■ **DATASET SECTION**
** begin **
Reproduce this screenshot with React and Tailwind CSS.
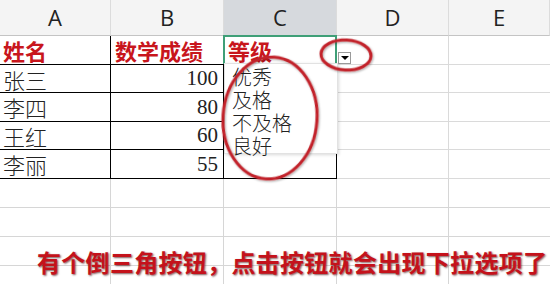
import React from "react";

const cjk = { fontFamily: '"Noto Sans CJK SC", "Noto Sans", sans-serif' };
const serifNum = { fontFamily: '"Liberation Serif", "Noto Sans CJK SC", serif' };

const rows = [
  { h: "h-[29px]", a: "姓名", b: "数学成绩", c: "等级", head: true },
  { h: "h-[28px]", a: "张三", b: "100" },
  { h: "h-[29px]", a: "李四", b: "80" },
  { h: "h-[28px]", a: "王红", b: "60" },
  { h: "h-[29px]", a: "李丽", b: "55" },
];

const emptyRows = ["h-[29px]", "h-[29px]", "h-[29px]", "h-[29px]"];

function HeaderCell({ w, label, active }) {
  return (
    <div
      className={`${w} h-full flex items-center justify-center border-r border-b border-r-[#dcdcdc] border-b-[#c4c4c4] ${
        active ? "bg-[#d6d9dd]" : "bg-[#f4f4f4]"
      } text-[22px] text-[#222]`}
      style={{ fontFamily: '"Open Sans", "Liberation Sans", sans-serif' }}
    >
      {label}
    </div>
  );
}

export default function App() {
  return (
    <div className="relative w-[550px] h-[284px] overflow-hidden bg-white">
      {/* column headers */}
      <div className="flex h-[36px]">
        <HeaderCell w="w-[111px]" label="A" />
        <HeaderCell w="w-[113px]" label="B" />
        <HeaderCell w="w-[113px]" label="C" active />
        <HeaderCell w="w-[112px]" label="D" />
        <HeaderCell w="flex-1" label="E" />
      </div>

      {/* table rows */}
      {rows.map((r, i) => (
        <div key={i} className={`flex ${r.h}`}>
          <div
            className={`w-[111px] border-r border-b border-black flex items-center pl-[3px] text-[22px] leading-none ${
              r.head ? "font-bold text-[#c8161d]" : "font-light text-[#222]"
            }`}
            style={cjk}
          >
            {r.a}
          </div>
          <div
            className={`w-[113px] border-r border-b border-black flex items-center ${
              r.head
                ? "pl-[4px] font-bold text-[#c8161d] text-[22px]"
                : "justify-end pr-[5px] text-[21px] text-[#222]"
            } leading-none`}
            style={r.head ? cjk : serifNum}
          >
            {r.b}
          </div>
          <div
            className="w-[113px] border-r border-b border-black flex items-center pl-[4px] text-[22px] leading-none font-bold text-[#c8161d]"
            style={cjk}
          >
            {r.c || ""}
          </div>
          <div className="w-[112px] border-r border-b border-[#dadada]" />
          <div className="flex-1 border-b border-[#dadada]" />
        </div>
      ))}

      {/* empty rows */}
      {emptyRows.map((h, i) => (
        <div key={`e${i}`} className={`flex ${h}`}>
          <div className="w-[111px] border-r border-b border-[#d6d6d6]" />
          <div className="w-[113px] border-r border-b border-[#d6d6d6]" />
          <div className="w-[113px] border-r border-b border-[#d6d6d6]" />
          <div className="w-[112px] border-r border-b border-[#d6d6d6]" />
          <div className="flex-1 border-b border-[#d6d6d6]" />
        </div>
      ))}

      {/* selection border around C1 */}
      <div className="absolute left-[223px] top-[35px] w-[114px] h-[29px] border-2 border-b-0 border-[#3f9f77]" />

      {/* dropdown button */}
      <div className="absolute left-[338px] top-[52px] w-[13px] h-[12px] bg-white border border-[#9a9a9a] flex items-center justify-center">
        <div className="w-0 h-0 border-l-[4px] border-r-[4px] border-t-[4px] border-l-transparent border-r-transparent border-t-black" />
      </div>

      {/* dropdown list */}
      <div
        className="absolute left-[224px] top-[63px] w-[114px] h-[91px] bg-white border border-[#e2e2e2] shadow-[1px_1px_3px_rgba(0,0,0,0.15)] pl-[7px] pt-[1px] font-light text-[#222] flex flex-col"
        style={cjk}
      >
        <div className="h-[23px] text-[20px] leading-[23px]">优秀</div>
        <div className="h-[23px] text-[20px] leading-[23px]">及格</div>
        <div className="h-[23px] text-[20px] leading-[23px]">不及格</div>
        <div className="h-[23px] text-[20px] leading-[23px]">良好</div>
      </div>

      {/* red hand-drawn ellipses */}
      <svg className="absolute left-0 top-0" width="550" height="284" viewBox="0 0 550 284">
        <defs>
          <filter id="sh" x="-20%" y="-20%" width="140%" height="140%">
            <feDropShadow dx="1" dy="1" stdDeviation="1" floodColor="#000" floodOpacity="0.35" />
          </filter>
        </defs>
        <ellipse
          cx="270"
          cy="118"
          rx="47"
          ry="61"
          transform="rotate(4 270 118)"
          fill="none"
          stroke="#c2242b"
          strokeWidth="3"
          filter="url(#sh)"
        />
        <ellipse
          cx="346"
          cy="55"
          rx="25"
          ry="15"
          transform="rotate(3 346 55)"
          fill="none"
          stroke="#c2242b"
          strokeWidth="3"
          filter="url(#sh)"
        />
      </svg>

      {/* caption */}
      <div
        className="absolute left-[37px] top-[250px] text-[24px] leading-[24px] tracking-[0.3px] font-bold text-[#c4121b] whitespace-nowrap [text-shadow:1px_1px_2px_rgba(60,0,0,0.65)]"
        style={cjk}
      >
        有个倒三角按钮，点击按钮就会出现下拉选项了
      </div>
    </div>
  );
}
** end **
■ **YOUR GOAL**
Repeat the listing above exactly, with no pictures.

■ **COMPLETED TASK**
Reproduce this screenshot with React and Tailwind CSS.
import React from "react";

const cjk = { fontFamily: '"Noto Sans CJK SC", "Noto Sans", sans-serif' };
const serifNum = { fontFamily: '"Liberation Serif", "Noto Sans CJK SC", serif' };

const rows = [
  { h: "h-[29px]", a: "姓名", b: "数学成绩", c: "等级", head: true },
  { h: "h-[28px]", a: "张三", b: "100" },
  { h: "h-[29px]", a: "李四", b: "80" },
  { h: "h-[28px]", a: "王红", b: "60" },
  { h: "h-[29px]", a: "李丽", b: "55" },
];

const emptyRows = ["h-[29px]", "h-[29px]", "h-[29px]", "h-[29px]"];

function HeaderCell({ w, label, active }) {
  return (
    <div
      className={`${w} h-full flex items-center justify-center border-r border-b border-r-[#dcdcdc] border-b-[#c4c4c4] ${
        active ? "bg-[#d6d9dd]" : "bg-[#f4f4f4]"
      } text-[22px] text-[#222]`}
      style={{ fontFamily: '"Open Sans", "Liberation Sans", sans-serif' }}
    >
      {label}
    </div>
  );
}

export default function App() {
  return (
    <div className="relative w-[550px] h-[284px] overflow-hidden bg-white">
      {/* column headers */}
      <div className="flex h-[36px]">
        <HeaderCell w="w-[111px]" label="A" />
        <HeaderCell w="w-[113px]" label="B" />
        <HeaderCell w="w-[113px]" label="C" active />
        <HeaderCell w="w-[112px]" label="D" />
        <HeaderCell w="flex-1" label="E" />
      </div>

      {/* table rows */}
      {rows.map((r, i) => (
        <div key={i} className={`flex ${r.h}`}>
          <div
            className={`w-[111px] border-r border-b border-black flex items-center pl-[3px] text-[22px] leading-none ${
              r.head ? "font-bold text-[#c8161d]" : "font-light text-[#222]"
            }`}
            style={cjk}
          >
            {r.a}
          </div>
          <div
            className={`w-[113px] border-r border-b border-black flex items-center ${
              r.head
                ? "pl-[4px] font-bold text-[#c8161d] text-[22px]"
                : "justify-end pr-[5px] text-[21px] text-[#222]"
            } leading-none`}
            style={r.head ? cjk : serifNum}
          >
            {r.b}
          </div>
          <div
            className="w-[113px] border-r border-b border-black flex items-center pl-[4px] text-[22px] leading-none font-bold text-[#c8161d]"
            style={cjk}
          >
            {r.c || ""}
          </div>
          <div className="w-[112px] border-r border-b border-[#dadada]" />
          <div className="flex-1 border-b border-[#dadada]" />
        </div>
      ))}

      {/* empty rows */}
      {emptyRows.map((h, i) => (
        <div key={`e${i}`} className={`flex ${h}`}>
          <div className="w-[111px] border-r border-b border-[#d6d6d6]" />
          <div className="w-[113px] border-r border-b border-[#d6d6d6]" />
          <div className="w-[113px] border-r border-b border-[#d6d6d6]" />
          <div className="w-[112px] border-r border-b border-[#d6d6d6]" />
          <div className="flex-1 border-b border-[#d6d6d6]" />
        </div>
      ))}

      {/* selection border around C1 */}
      <div className="absolute left-[223px] top-[35px] w-[114px] h-[29px] border-2 border-b-0 border-[#3f9f77]" />

      {/* dropdown button */}
      <div className="absolute left-[338px] top-[52px] w-[13px] h-[12px] bg-white border border-[#9a9a9a] flex items-center justify-center">
        <div className="w-0 h-0 border-l-[4px] border-r-[4px] border-t-[4px] border-l-transparent border-r-transparent border-t-black" />
      </div>

      {/* dropdown list */}
      <div
        className="absolute left-[224px] top-[63px] w-[114px] h-[91px] bg-white border border-[#e2e2e2] shadow-[1px_1px_3px_rgba(0,0,0,0.15)] pl-[7px] pt-[1px] font-light text-[#222] flex flex-col"
        style={cjk}
      >
        <div className="h-[23px] text-[20px] leading-[23px]">优秀</div>
        <div className="h-[23px] text-[20px] leading-[23px]">及格</div>
        <div className="h-[23px] text-[20px] leading-[23px]">不及格</div>
        <div className="h-[23px] text-[20px] leading-[23px]">良好</div>
      </div>

      {/* red hand-drawn ellipses */}
      <svg className="absolute left-0 top-0" width="550" height="284" viewBox="0 0 550 284">
        <defs>
          <filter id="sh" x="-20%" y="-20%" width="140%" height="140%">
            <feDropShadow dx="1" dy="1" stdDeviation="1" floodColor="#000" floodOpacity="0.35" />
          </filter>
        </defs>
        <ellipse
          cx="270"
          cy="118"
          rx="47"
          ry="61"
          transform="rotate(4 270 118)"
          fill="none"
          stroke="#c2242b"
          strokeWidth="3"
          filter="url(#sh)"
        />
        <ellipse
          cx="346"
          cy="55"
          rx="25"
          ry="15"
          transform="rotate(3 346 55)"
          fill="none"
          stroke="#c2242b"
          strokeWidth="3"
          filter="url(#sh)"
        />
      </svg>

      {/* caption */}
      <div
        className="absolute left-[37px] top-[250px] text-[24px] leading-[24px] tracking-[0.3px] font-bold text-[#c4121b] whitespace-nowrap [text-shadow:1px_1px_2px_rgba(60,0,0,0.65)]"
        style={cjk}
      >
        有个倒三角按钮，点击按钮就会出现下拉选项了
      </div>
    </div>
  );
}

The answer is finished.